Probe Targets Experiments at Hospitals
The Los Angeles County Board of Supervisors ordered health officials Tuesday to review how the county’s six public hospitals oversee experiments on human subjects in the wake of Martin Luther King Jr./Drew Medical Center’s decision last month to halt all such research after federal regulators found dozens of problems with the facility’s procedures.
The motion by Supervisor Yvonne Brathwaite Burke, whose district includes King/Drew, also calls for the county’s director of health services to brief supervisors privately on what, if any, discipline will be meted out for King/Drew’s violations of federal policies meant to protect people who consent to participate in medical research.
Those violations were found by federal investigators last month--at the conclusion of a two-year inquiry--and a day later, King/Drew halted about 250 experiments until the hospital draws up new safeguards, which would be submitted to the Office of Protection from Research Risks in Washington, D.C.
The supervisors’ move came as county health officials conduct their own audit of research and warned that all facilities could have weaknesses in their procedures that may be targeted by newly aggressive federal regulators.
And the president of Drew University--the medical school with which King/Drew is affiliated--said Tuesday he expects the school to form a panel to investigate what led to the current voluntary suspension and added that some problems there were not corrected earlier because of general unfamiliarity with federal requirements.
Drew’s president, Dr. Charles Francis, said that his school has made numerous changes to its policies and hopes to submit its corrective action plan to the national agency by the end of this week.
He said his institution, founded in the wake of the Watts riots, is sensitive to its obligations in the blue-collar, largely uninsured communities it serves. “We want people to be sure and understand that any research done here” is safe, he said. No research subjects were harmed, King/Drew officials have said.
But Francis, who joined Drew 18 months ago, said he himself does not know what specifically prompted the U.S. investigation.
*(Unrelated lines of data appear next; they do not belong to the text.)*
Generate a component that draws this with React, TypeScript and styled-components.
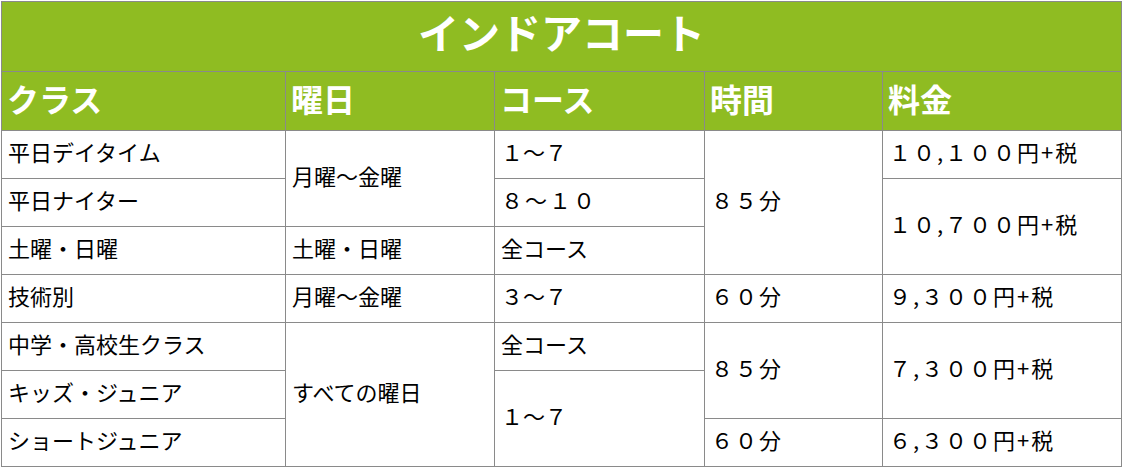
import React from "react";
import styled, { createGlobalStyle } from "styled-components";

const Global = createGlobalStyle`
  html, body { margin: 0; padding: 0; background: #ffffff; }
  body { font-family: "Noto Sans CJK JP", "Noto Sans", sans-serif; }
`;

const GREEN = "#8fbc22";
const LINE = "#8a8a8a";

const Grid = styled.div`
  display: grid;
  grid-template-columns: 283px 208px 209px 177px 238px;
  grid-template-rows: 69px 58px repeat(7, 47px);
  gap: 1px;
  padding: 1px;
  margin: 1px 0 0 1px;
  width: max-content;
  background: ${LINE};
`;

const Title = styled.div`
  grid-column: 1 / span 5;
  background: ${GREEN};
  color: #ffffff;
  font-size: 41px;
  font-weight: 700;
  display: flex;
  align-items: center;
  justify-content: center;
  line-height: 1;
  padding-bottom: 11px;
  box-sizing: border-box;
`;

const Head = styled.div`
  background: ${GREEN};
  color: #ffffff;
  font-size: 32px;
  font-weight: 700;
  display: flex;
  align-items: center;
  padding: 0 0 6px 5px;
  line-height: 1;
  box-sizing: border-box;
`;

const Cell = styled.div<{ $col: number; $row: number; $span?: number; $num?: boolean }>`
  grid-column: ${(p) => p.$col};
  grid-row: ${(p) => p.$row} / span ${(p) => p.$span ?? 1};
  background: #ffffff;
  color: #000000;
  font-size: 22px;
  letter-spacing: ${(p) => (p.$num ? "2px" : "0")};
  display: flex;
  align-items: center;
  padding: 0 0 8px 6px;
  line-height: 1;
  white-space: nowrap;
  box-sizing: border-box;
`;

type C = { col: number; row: number; span?: number; text: string; num?: boolean };

const cells: C[] = [
  { col: 1, row: 3, text: "平日デイタイム" },
  { col: 1, row: 4, text: "平日ナイター" },
  { col: 1, row: 5, text: "土曜・日曜" },
  { col: 1, row: 6, text: "技術別" },
  { col: 1, row: 7, text: "中学・高校生クラス" },
  { col: 1, row: 8, text: "キッズ・ジュニア" },
  { col: 1, row: 9, text: "ショートジュニア" },

  { col: 2, row: 3, span: 2, text: "月曜～金曜" },
  { col: 2, row: 5, text: "土曜・日曜" },
  { col: 2, row: 6, text: "月曜～金曜" },
  { col: 2, row: 7, span: 3, text: "すべての曜日" },

  { col: 3, row: 3, text: "１～７" },
  { col: 3, row: 4, text: "８～１０", num: true },
  { col: 3, row: 5, text: "全コース" },
  { col: 3, row: 6, text: "３～７" },
  { col: 3, row: 7, text: "全コース" },
  { col: 3, row: 8, span: 2, text: "１～７" },

  { col: 4, row: 3, span: 3, text: "８５分", num: true },
  { col: 4, row: 6, text: "６０分", num: true },
  { col: 4, row: 7, span: 2, text: "８５分", num: true },
  { col: 4, row: 9, text: "６０分", num: true },

  { col: 5, row: 3, text: "１０,１００円+税", num: true },
  { col: 5, row: 4, span: 2, text: "１０,７００円+税", num: true },
  { col: 5, row: 6, text: "９,３００円+税", num: true },
  { col: 5, row: 7, span: 2, text: "７,３００円+税", num: true },
  { col: 5, row: 9, text: "６,３００円+税", num: true },
];

const heads = ["クラス", "曜日", "コース", "時間", "料金"];

export default function App() {
  return (
    <>
      <Global />
      <Grid>
        <Title>インドアコート</Title>
        {heads.map((h) => (
          <Head key={h}>{h}</Head>
        ))}
        {cells.map((c, i) => (
          <Cell key={i} $col={c.col} $row={c.row} $span={c.span} $num={c.num}>
            {c.text}
          </Cell>
        ))}
      </Grid>
    </>
  );
}
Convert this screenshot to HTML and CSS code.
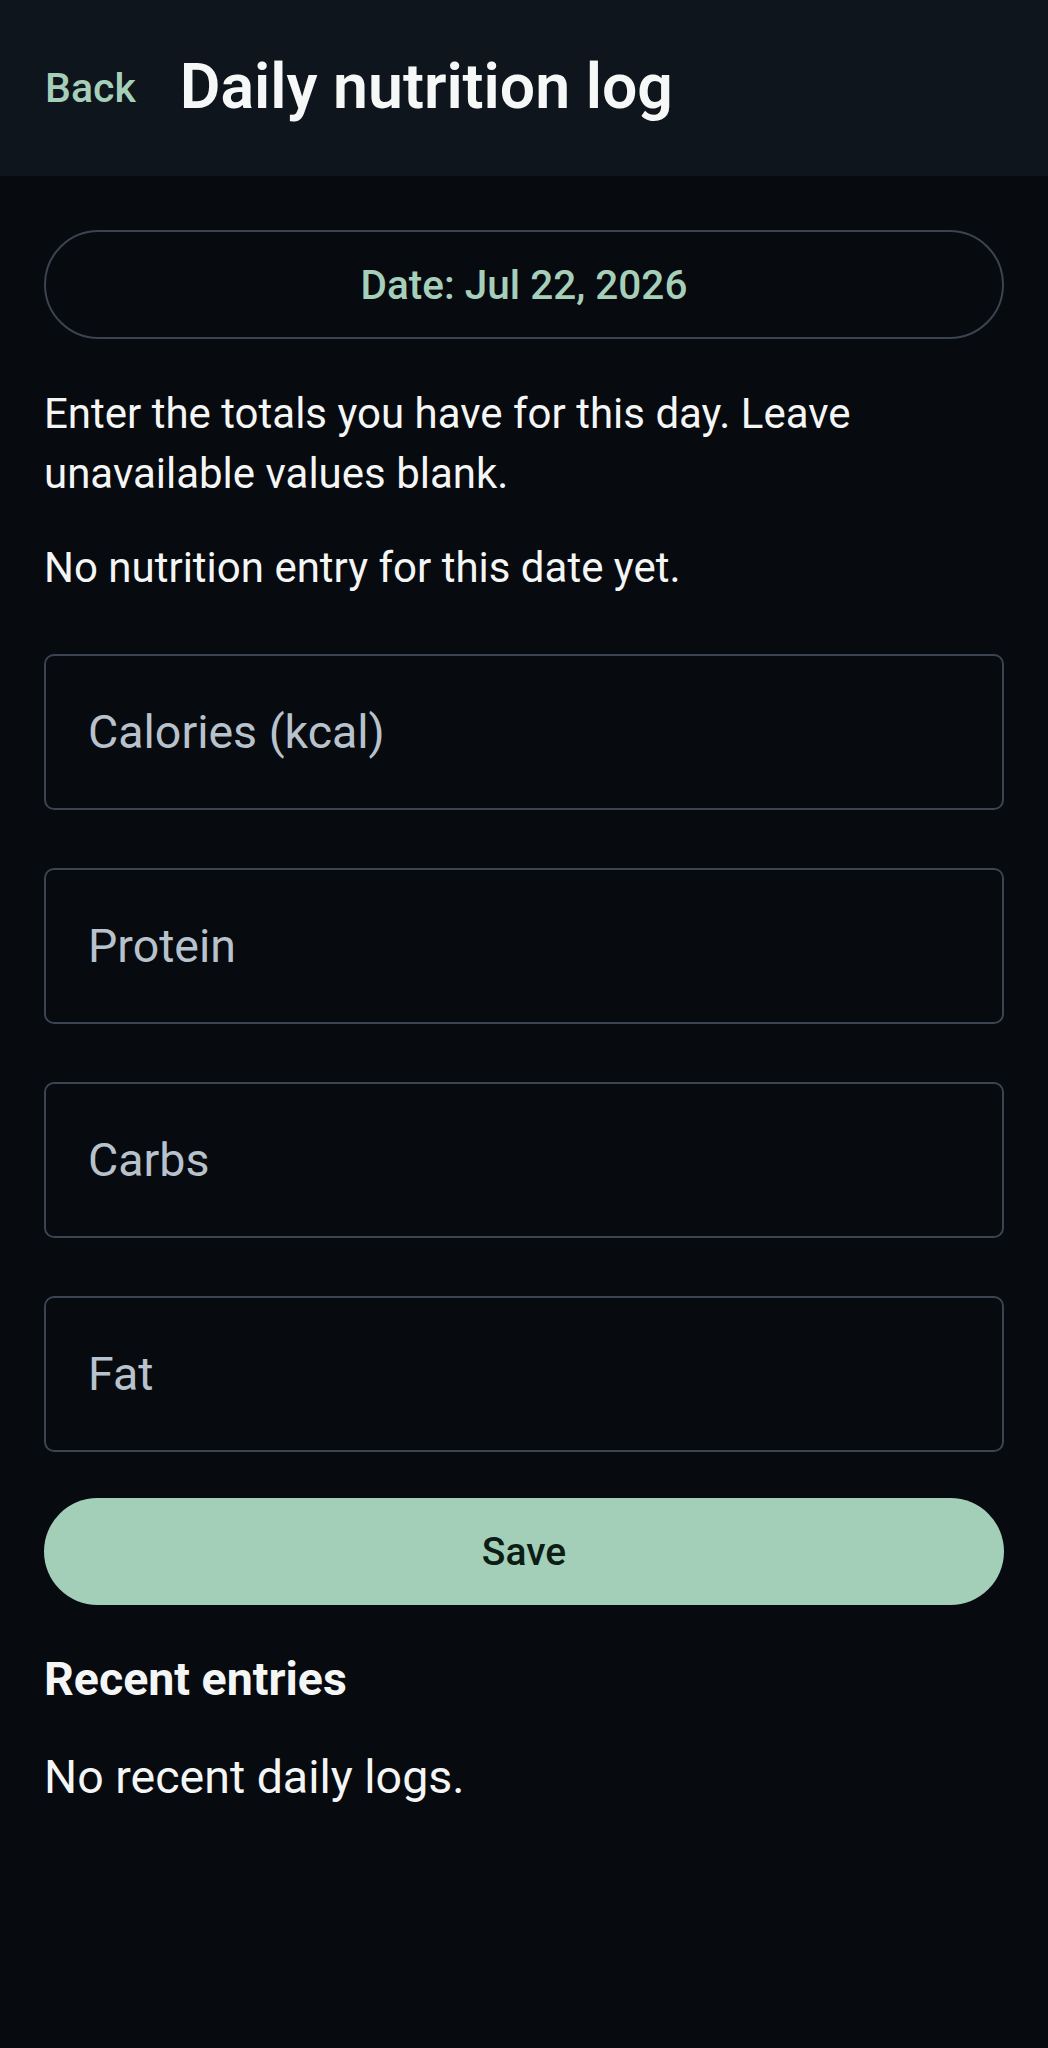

The federal agency has confirmed it had an existing investigation but otherwise declined to comment because the case remains open.
More than a dozen doctors and other medical staff members late last month signed a petition demanding a full accounting of the suspension’s causes and of what impact it will have on the $32-million in federal research grants the institutions receive, about $5 million of which, federal officials say, funds research on humans.
“We believe the current . . . crisis was preventable,” the petition states. “We believe that appropriate recommendations and warnings were transmitted to top university administration officials over the past 12 months or more.” Francis said the board of directors for Drew University will probably create a panel independent of the administration to examine the issue.
He acknowledged that the institution did not move decisively enough to correct the procedural problems, which he blamed on the lack of familiarity on the part of officials, including himself, with the technical requirements of once-obscure federal regulations. “Certainly, we could have been much more thorough in trying to get an understanding of what difficulties were going on,” he said.
Prompted by the voluntary suspension at King/Drew, the county’s health department has launched its own audit of human subject research protections at all county hospitals, said Dr. Donald Thomas, associate director of health services.
“Most of our facilities are pretty good, but all of them have something they’re worried about,” Thomas said. “I think that every research facility in the country has vulnerabilities.”
Thomas said that does not necessarily mean bad research is occurring. Instead, he attributed the vulnerabilities to the Office of Protection from Research Risks’ increasingly aggressive enforcement of long-standing policies designed to ensure that patients and other subjects are fully informed of the risks of experiments and are protected from undue harm.
In the past two years, the office has shut down research at seven facilities, including Duke University and the University of Illinois. It canceled the federal research contract at the Veterans Hospital in West Los Angeles last year, throwing that facility into turmoil.
A scathing 1998 report from the federal department of Health and Human Services found that the legally mandated committees that are supposed to review research on humans--known as institutional review boards--were overwhelmed and dramatically losing effectiveness.
King-Drew’s weaknesses, according to internal documents, included its review board’s being insufficiently staffed, having inadequate facilities and not reviewing all experiments.
“We now appreciate that it’s going to take more resources than are available to the IRB,” Francis said. In response, the board now reports directly to him and is moving to new offices.
Drew has revamped its consent forms--which were not always in the native language of the research subjects--and implemented numerous other changes, Francis said.
Supervisor Burke said Tuesday that she proposed the county review “because I’ve had a real concern with medical research involving humans in the county of Los Angeles.”
She proposed that the county’s Research Oversight Committee--composed of county doctors, medical experts and others--monitor King-Drew’s corrective actions and develop uniform standards for review boards of all county hospitals.
The Research Oversight Committee was formed in 1998 at Burke’s urging after questions were raised about a county doctor’s use of human subjects in AIDS research. The researcher was placed on one month’s administrative leave, but his attorney said he had been made a scapegoat.
Burke Tuesday said the King-Drew situation demonstrated that the county must track research on humans carefully. “We should have some controls on the type of experiments we have going on within the county,” she said.